Choose the interests you include carefully. Don’t list an interest if you’re not actually passionate about it — if it comes up in an interview, your lack of passion and knowledge will give you away as a resume passer.
- Choose interests that not only mean a lot to you, but also demonstrate the kind of person you are.
- For example, “reading” is a fairly generic activity that doesn’t reveal that much about you. However, running marathons suggests that you possess a high level of dedication and that you can overcome obstacles.
- “Listening to music” doesn’t tell your employee anything about you, but “I have practiced classical piano for 17 years,” tells them a lot.
- “Volunteering,” tells the employer something about you, but it’s not as detailed as it could be. Say, instead, that you’ve volunteered weekly at the same soup kitchen for 3 years, or that you bring your expertise from your state champion high school football team to bear when volunteering as a coach for community football league.

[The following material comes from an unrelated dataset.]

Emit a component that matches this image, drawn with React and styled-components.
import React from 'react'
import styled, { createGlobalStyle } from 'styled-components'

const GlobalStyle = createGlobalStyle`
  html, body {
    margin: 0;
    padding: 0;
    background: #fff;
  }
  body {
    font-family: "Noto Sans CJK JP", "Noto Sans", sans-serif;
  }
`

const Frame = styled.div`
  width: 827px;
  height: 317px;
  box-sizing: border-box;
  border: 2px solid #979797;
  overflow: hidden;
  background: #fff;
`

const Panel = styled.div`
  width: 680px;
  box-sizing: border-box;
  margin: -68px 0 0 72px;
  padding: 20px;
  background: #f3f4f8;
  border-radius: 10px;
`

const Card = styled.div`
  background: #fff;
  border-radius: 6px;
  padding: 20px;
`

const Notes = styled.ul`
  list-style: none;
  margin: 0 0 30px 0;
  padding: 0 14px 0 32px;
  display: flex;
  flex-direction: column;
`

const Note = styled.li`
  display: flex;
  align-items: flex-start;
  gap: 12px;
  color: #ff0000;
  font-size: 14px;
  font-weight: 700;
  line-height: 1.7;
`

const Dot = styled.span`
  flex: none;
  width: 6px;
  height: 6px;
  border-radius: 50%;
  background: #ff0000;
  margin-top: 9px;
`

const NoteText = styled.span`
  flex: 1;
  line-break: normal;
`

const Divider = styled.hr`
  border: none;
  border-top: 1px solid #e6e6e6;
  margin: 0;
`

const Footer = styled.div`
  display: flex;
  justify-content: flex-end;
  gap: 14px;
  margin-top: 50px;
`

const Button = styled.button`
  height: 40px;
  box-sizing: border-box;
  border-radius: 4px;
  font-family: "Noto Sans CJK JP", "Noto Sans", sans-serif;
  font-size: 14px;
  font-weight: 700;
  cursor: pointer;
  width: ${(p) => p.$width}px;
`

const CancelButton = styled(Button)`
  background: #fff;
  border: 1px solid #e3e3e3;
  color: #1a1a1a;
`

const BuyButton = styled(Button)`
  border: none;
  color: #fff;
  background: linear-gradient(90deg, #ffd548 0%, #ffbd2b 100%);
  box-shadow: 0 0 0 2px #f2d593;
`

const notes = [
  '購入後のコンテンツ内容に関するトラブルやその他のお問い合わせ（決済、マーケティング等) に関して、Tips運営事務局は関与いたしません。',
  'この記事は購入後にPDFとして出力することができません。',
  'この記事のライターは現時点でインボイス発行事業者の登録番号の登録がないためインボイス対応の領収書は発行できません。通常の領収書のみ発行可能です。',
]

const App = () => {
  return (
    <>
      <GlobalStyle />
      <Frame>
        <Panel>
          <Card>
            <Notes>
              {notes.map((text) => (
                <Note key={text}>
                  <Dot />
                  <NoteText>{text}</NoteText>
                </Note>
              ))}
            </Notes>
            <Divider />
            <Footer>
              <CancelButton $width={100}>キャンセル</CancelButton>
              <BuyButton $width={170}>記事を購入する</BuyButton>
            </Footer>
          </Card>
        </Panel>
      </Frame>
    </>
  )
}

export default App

- Generally, hobbies that show leadership skills, personal initiative, dedication, or drive are good boosters for your resume.
Connect your interests to the job. Wherever possible, demonstrate how the skills and qualities you develop through your hobbies make you a better candidate for the position for which you’re applying. For example, a consulting firm may not care about what how biking up a mountain brings you closer to nature, but they will want to know that you have participated in several large-scale races that required dedication and grit in training, or that you suffered a serious injury that at some point threatened to derail your hobby, but that you are not fazed by obstacles, and you worked through it.